Legend has it that Larry Wall designed Perl to pull together all of the various Unix sysadmin tools into one effective package, with the plan for it to be especially useful for text manipulation (Reporting and Extraction). So C, bash, awk, sed, grep, and friends are all in there -- in short, it keeps the shell's advantages and does its best to eliminate the disadvantages. (Best of all, it finally got regular expressions right.) And then there's CPAN. I'm not surprised that Perl is #1 for "little scripts" that are just complex enough to be worth saving.

What is Perl the right tool for?
  • One-liners that bash doesn't have an equivalent for -- Perl is installed almost everywhere bash is
  • Straightforward text-processing scripts (Python's immutable strings are a weakness here, and Ruby installations still aren't a universal default)
  • It was a great server-side scripting language during the first dotcom boom (though Java managed to cast itself as the more legit (enterprisey) big brother here). Since Perl coders weren't afraid to get things done "right now," mod_perl made the combination of Apache and Perl effective, scalable, and most importantly, available just when it was needed.

Python

Python fixes Perl, says the next legend. But its strength as a scripting language is that it fixes Java, too -- and as it turns out, Python's "scriptability" is exactly half that of Perls. Spooky, no?

I like Python. It makes sense to C programmers and Unix hermits. And, thanks to Guido's diligent attention to aesthetics, ugly Python code almost always means you're doing something awkward, slow or wrong. The language rewards good behavior with readable, concise code. You know that whitespace issue where if you copy code from a forum and paste it into your own code, the interpreter will crap out on the indentation? It's punishing you for blind copy-and-paste.
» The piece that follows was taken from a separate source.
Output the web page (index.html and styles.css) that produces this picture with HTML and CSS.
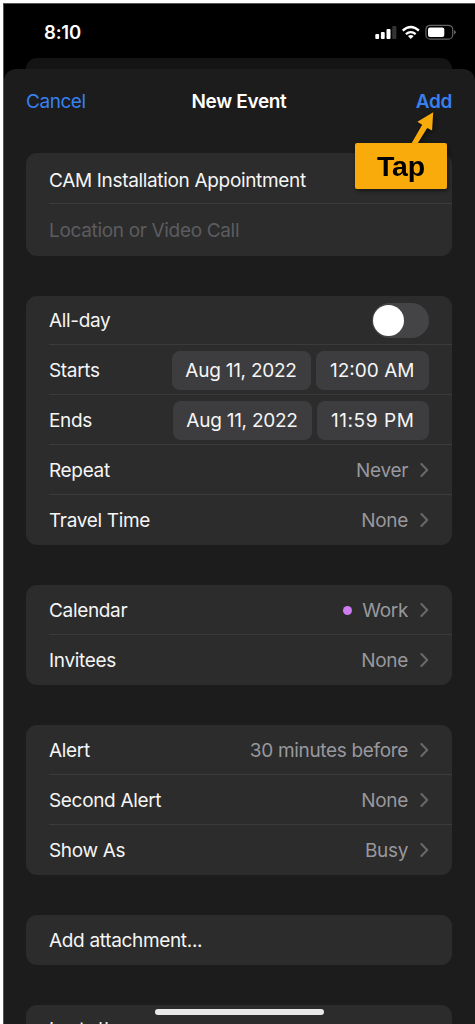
FILE: index.html
```html
<!DOCTYPE html>
<html lang="en">
<head>
<meta charset="utf-8">
<title>New Event</title>
<link rel="stylesheet" href="styles.css">
</head>
<body>
<main class="phone">
  <header class="status">
    <span class="time">8:10</span>
    <svg class="status-icons" width="82" height="18" viewBox="0 0 82 18">
      <g fill="#fff">
        <rect x="0.3" y="10" width="3.8" height="5" rx="1"/>
        <rect x="5.9" y="8" width="3.8" height="7" rx="1"/>
        <rect x="11.5" y="5" width="4" height="10" rx="1"/>
        <rect x="17.2" y="2" width="4.2" height="13" rx="1" fill="#333335"/>
        <path d="M35.8 15 L32.9 12.1 Q35.8 9.9 38.7 12.1 Z"/>
      </g>
      <g fill="none" stroke="#fff" stroke-width="2.3">
        <path d="M30.9 10.2 Q35.8 6 40.7 10.2"/>
        <path d="M27.7 6.7 Q35.8 -.8 43.9 6.7"/>
      </g>
      <rect x="50.9" y="1.3" width="26.8" height="13.8" rx="4.2" fill="none" stroke="#656567" stroke-width="1.2"/>
      <rect x="53" y="3.4" width="16.3" height="9.6" rx="2" fill="#fff"/>
      <path d="M79 5.9 Q80.8 6.6 80.8 8.2 T79 10.5 Z" fill="#656567"/>
    </svg>
  </header>
  <div class="sheet-behind"></div>
  <section class="sheet">
    <nav class="nav">
      <span class="link cancel">Cancel</span>
      <span class="title">New Event</span>
      <span class="link add">Add</span>
      <div class="callout">
        <svg class="arrow" width="30" height="38" viewBox="0 0 30 38"><path d="M23.2 .3 L7.4 9.8 L12.2 12.8 L0 34 L6 34 L17.2 15.9 L22.1 18.6 Z" fill="#f9ab0b"/></svg>
        <div class="tap"><span>Tap</span></div>
      </div>
    </nav>

    <div class="group g-title">
      <div class="row"><span>CAM Installation Appointment</span></div>
      <div class="row location"><span class="placeholder">Location or Video Call</span></div>
    </div>

    <div class="group g-time">
      <div class="row"><span>All-day</span><span class="toggle"><i class="knob"></i></span></div>
      <div class="row"><span>Starts</span><span class="pills"><b class="pill date">Aug 11, 2022</b><b class="pill hour">12:00 AM</b></span></div>
      <div class="row"><span>Ends</span><span class="pills"><b class="pill date">Aug 11, 2022</b><b class="pill hour late">11:59 PM</b></span></div>
      <div class="row"><span>Repeat</span><span class="value">Never<svg class="chev" width="9" height="16" viewBox="0 0 9 16"><path d="M1.4 2 L7.2 8 L1.4 14"/></svg></span></div>
      <div class="row"><span>Travel Time</span><span class="value">None<svg class="chev" width="9" height="16" viewBox="0 0 9 16"><path d="M1.4 2 L7.2 8 L1.4 14"/></svg></span></div>
    </div>

    <div class="group">
      <div class="row"><span>Calendar</span><span class="value"><i class="dot"></i>Work<svg class="chev" width="9" height="16" viewBox="0 0 9 16"><path d="M1.4 2 L7.2 8 L1.4 14"/></svg></span></div>
      <div class="row"><span>Invitees</span><span class="value">None<svg class="chev" width="9" height="16" viewBox="0 0 9 16"><path d="M1.4 2 L7.2 8 L1.4 14"/></svg></span></div>
    </div>

    <div class="group">
      <div class="row"><span>Alert</span><span class="value">30 minutes before<svg class="chev" width="9" height="16" viewBox="0 0 9 16"><path d="M1.4 2 L7.2 8 L1.4 14"/></svg></span></div>
      <div class="row"><span>Second Alert</span><span class="value">None<svg class="chev" width="9" height="16" viewBox="0 0 9 16"><path d="M1.4 2 L7.2 8 L1.4 14"/></svg></span></div>
      <div class="row"><span>Show As</span><span class="value">Busy<svg class="chev" width="9" height="16" viewBox="0 0 9 16"><path d="M1.4 2 L7.2 8 L1.4 14"/></svg></span></div>
    </div>

    <div class="group">
      <div class="row"><span>Add attachment...</span></div>
    </div>

    <div class="group notes">
      <div class="row"><span>Install</span></div>
    </div>
  </section>
  <div class="home-bar"></div>
</main>
</body>
</html>
```
FILE: styles.css
```css
* { box-sizing: border-box; }
body {
  margin: 0;
  width: 475px;
  height: 1024px;
  padding: 3px 0 0 3px;
  overflow: hidden;
  background: #fff;
  font-family: Inter, "Liberation Sans", sans-serif;
  font-size: 19px;
  letter-spacing: -0.33px;
  color: #f5f5f5;
}
.phone {
  position: relative;
  height: 1021px;
  overflow: hidden;
  background: #000;
  border-top: 1px solid #555;
  border-left: 1px solid #555;
}
.status {
  height: 54px;
  padding: 17px 18px 0 40px;
  display: flex;
  justify-content: space-between;
  align-items: flex-start;
}
.time { font-size: 18.5px; font-weight: 600; line-height: 22px; color: #fff; letter-spacing: -0.2px; }
.status-icons { margin-top: 3px; }
.sheet-behind {
  height: 12px;
  margin: 0 23px 0 22px;
  border-radius: 11px 11px 0 0;
  background: #141414;
}
.sheet {
  height: 960px;
  margin-top: -1px;
  padding: 0 23px 0 22px;
  border-radius: 12px 12px 0 0;
  background: #1c1c1c;
}
.nav {
  position: relative;
  height: 84px;
  padding-top: 20px;
  display: grid;
  grid-template-columns: 1fr auto 1fr;
  line-height: 26px;
}
.link { color: #3880f0; }
.cancel { letter-spacing: -0.45px; }
.title { font-weight: 600; color: #fff; }
.add { font-weight: 600; text-align: right; }
.callout { position: absolute; left: 329px; top: 43px; width: 92px; filter: drop-shadow(1px 2px 2px rgba(0, 0, 0, .5)); }
.arrow { display: block; margin: 0 0 -7px 55px; }
.tap {
  height: 46px;
  border-radius: 2px;
  background: #f9ab0b;
  color: #000;
  font: bold 28.5px/47px "Liberation Sans", sans-serif;
  letter-spacing: -0.2px;
  text-align: center;
}
.group { margin-bottom: 40px; border-radius: 11px; background: #2c2c2c; }
.row {
  position: relative;
  height: 50px;
  padding: 1px 23px 0;
  display: flex;
  align-items: center;
  justify-content: space-between;
}
.row + .row::before {
  content: "";
  position: absolute;
  left: 23px;
  right: 0;
  top: -1px;
  height: 1px;
  background: #3b3b3d;
}
.g-title .row { height: 51.3px; padding-top: 3px; }
.g-title .location { padding-top: 1px; }
.g-time .row { height: 49.8px; }
.placeholder { color: #5c5c60; }
.value { display: flex; align-items: center; color: #98989e; }
.chev { margin-left: 12px; fill: none; stroke: #6a6a6e; stroke-width: 2; stroke-linecap: round; stroke-linejoin: round; }
.dot { width: 9px; height: 9px; margin-right: 10px; border-radius: 50%; background: #cf7cf0; }
.toggle { width: 57px; height: 35px; padding: 2px 1px; border-radius: 18px; background: #444446; }
.knob { display: block; width: 31px; height: 31px; border-radius: 50%; background: #fff; }
.pills { display: flex; gap: 5px; }
.pill {
  height: 39px;
  border-radius: 8px;
  background: #3d3d3f;
  font-weight: 400;
  line-height: 39px;
  text-align: center;
  white-space: nowrap;
}
.date { width: 139px; letter-spacing: -0.25px; }
.hour { width: 113.5px; letter-spacing: 0; }
.late { width: 112.5px; letter-spacing: 0.6px; }
.notes .row { padding-top: 0; letter-spacing: 1.2px; }
.home-bar {
  position: absolute;
  left: 151px;
  bottom: 9px;
  width: 169px;
  height: 6px;
  border-radius: 3px;
  background: #e8e8e8;
}
```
Doesn't that creep you out a little? Guido is basically handing out candy if you read the documentation on generator expressions, and slapping you on the wrist if you don't read your own code before running it.

There doesn't seem to be a single theoretical approach that guarantees a language will work that way, but for Python, it seemed to work.

What is Python the wrong job for?
  • One-liners -- remember that thing about whitespace?
  • Unix tasks that have already been thoroughly solved with existing command-line tools (see
    Bash).
  • Number crunching (by itself, but see SciPy and Parallel Python). Python 3.0 borrows most of Scheme's numerical tower, so that may improve the situation.